Prescription Drug Manufacturer Liability For Generics – Are Changes on the Horizon?


By Yvonne Flaherty

According to IMS Institute for Healthcare Informatics, Americans now spend $370 billion for prescription drugs each year. The vast majority of these prescriptions, over 80 percent according to a recent IMS report, are for generic drugs. As many popular brand name drugs go off-patent in the upcoming years, and as consumers and health plans shift toward the lower cost drugs, this number is unlikely to significantly decrease any time soon. While the increased availability, and use, of generic drugs provides benefit to some (including financial benefit to certain consumers, insurers and manufacturers of the generic drugs), it does not come without risk.

According to Donald W. Light in “New Prescription Drugs: A Major Health Risk With Few Offsetting Advantages,” unfortunately, over 2.74 million people suffer serious adverse events from properly prescribed drugs each year. However, generic manufacturers (unlike the manufacturers of the brand name drugs) are not allowed to independently update their labels (often known as the package insert) to warn of newly discovered side effects. Specifically, federal law does not allow the makers of generics to change the safety warnings on their labels in response to new information until the maker of the branded equivalent has done so and the change has received approval from the Food and Drug Administration. See 21 CFR 314.150(b)(10)).

These regulations have been the subject of much debate, and frustration, for consumers injured by these drugs. Indeed, two recent United States Supreme Court cases have considered the issue of whether consumers have any legal recourse for a manufacturer’s failure to warn of known adverse events. In Wyeth v. Levine, the court held that federal law does not preempt state law failure-to-warn claims based on a brand name drug’s labeling. The court reaffirmed that it was “a central premise of federal drug regulation that the manufacturer bears responsibility for the content of its label at all times.” Wyeth v. Levine, 555 U.S. 555 (2009). However, two years later, in Pliva v. Mensing, the court held federal law does preempt state law failure-to-warn claims which assert that a generic drug’s labeling did not contain an adequate warning.
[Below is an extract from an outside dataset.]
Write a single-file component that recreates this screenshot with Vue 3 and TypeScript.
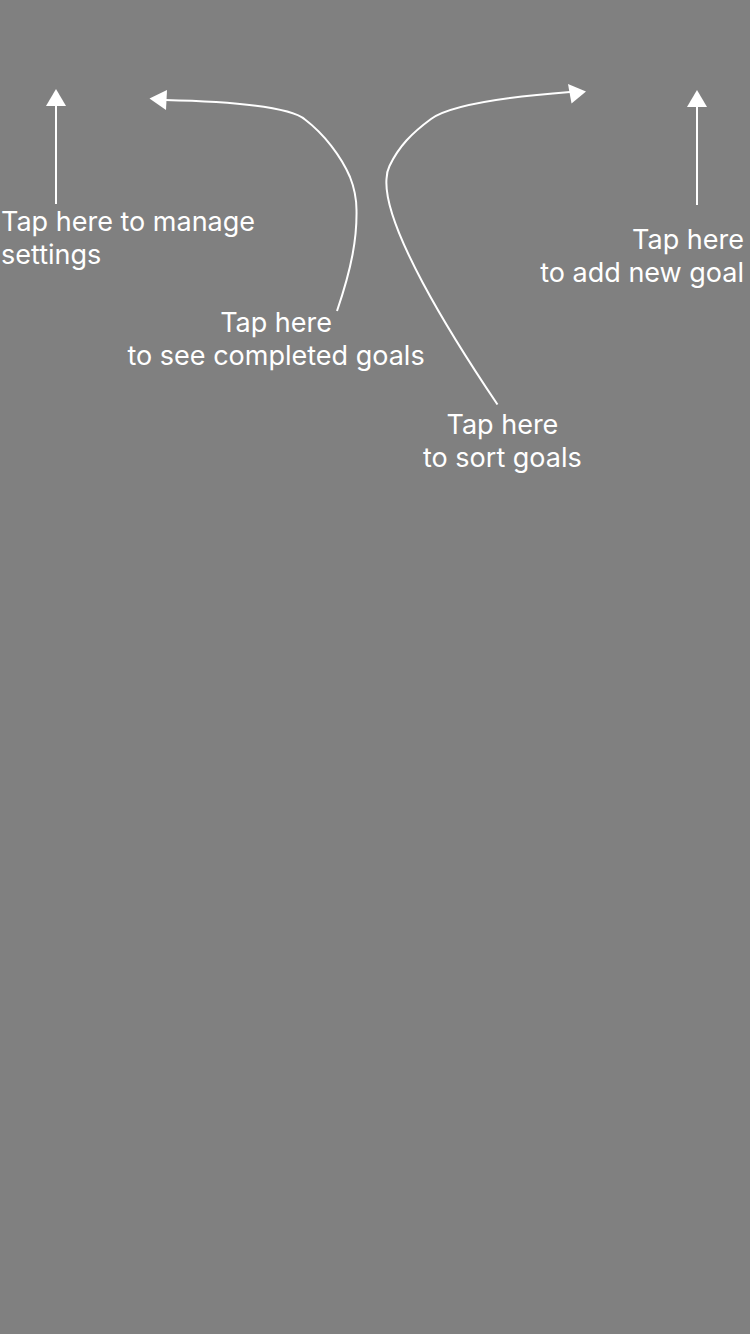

As a result of the decisions in Wyeth v. Levine and Pliva v. Mensing, an individual’s ability to bring a product liability action for failure to warn generally turns on whether the individual took the brand name or generic version of the drug. In short, if the injury was caused by a generic version of the drug, there is little, if any, recourse for the injured consumer. In response, the FDA unveiled a new proposed rule in November 2013 which would require generic drug manufacturers to promptly update labeling to include new safety information using the changes being effected (CBE) process. See 78 FR 67985 (Nov. 13, 2013). This proposed change would promote timely communication of safety information to patients and physicians and afford consumers of generic prescription drugs with the same protections and rights of their brand name counterparts. However, the FDA’s proposed rule also faces opposition. The manufacturers of generic drugs oppose the rule, and have said it could open them up to billions of dollars in legal liabilities and increased pharmacovigilance monitoring costs. The industry has also called into question the legality of the proposed rule, saying the Hatch-Waxman Act of 1984 prohibits the agency from taking this action. See Supplemental Comments of the Generic Pharmaceutical Association regarding Docket FDA- 2013-N-0500: Supplemental Applications Proposing Labeling Changes for Approved Drugs and Biological Products, April 27, 2015.

The FDA sought comments from the public on the proposed rule, and the initial comment period closed March 13, 2014. However, in a federal register notice published Feb. 17, 2015, the FDA advised that it was reopening the comment period in response to the significant amount of interest in its proposal and the emergence of alternate proposals put forth by the generic pharmaceutical industry. See supplemental-applications-proposing-labeling-changes- for-approved-drugs-and-biological-products. The FDA also conducted a one-day public meeting in March 2015 and the renewed comment period closed April 27, 2015. Id. While no final decision has been made on the FDA’s proposed rule or the alternatives proposed by the generic pharmaceutical industry, it is clear that consumers, health care professionals and the industry believe a change is imminent. What that change will be, and the consequences of that change, remain to be seen.

Yvonne Flaherty is a partner at Lockridge Grindal Nauen P.L.L.P. and leads the firm’s drug and device department. She focuses her practice on the representation of injured parties in complex litigation against pharmaceutical and medical device manufacturers, as well as class actions involving product defect claims.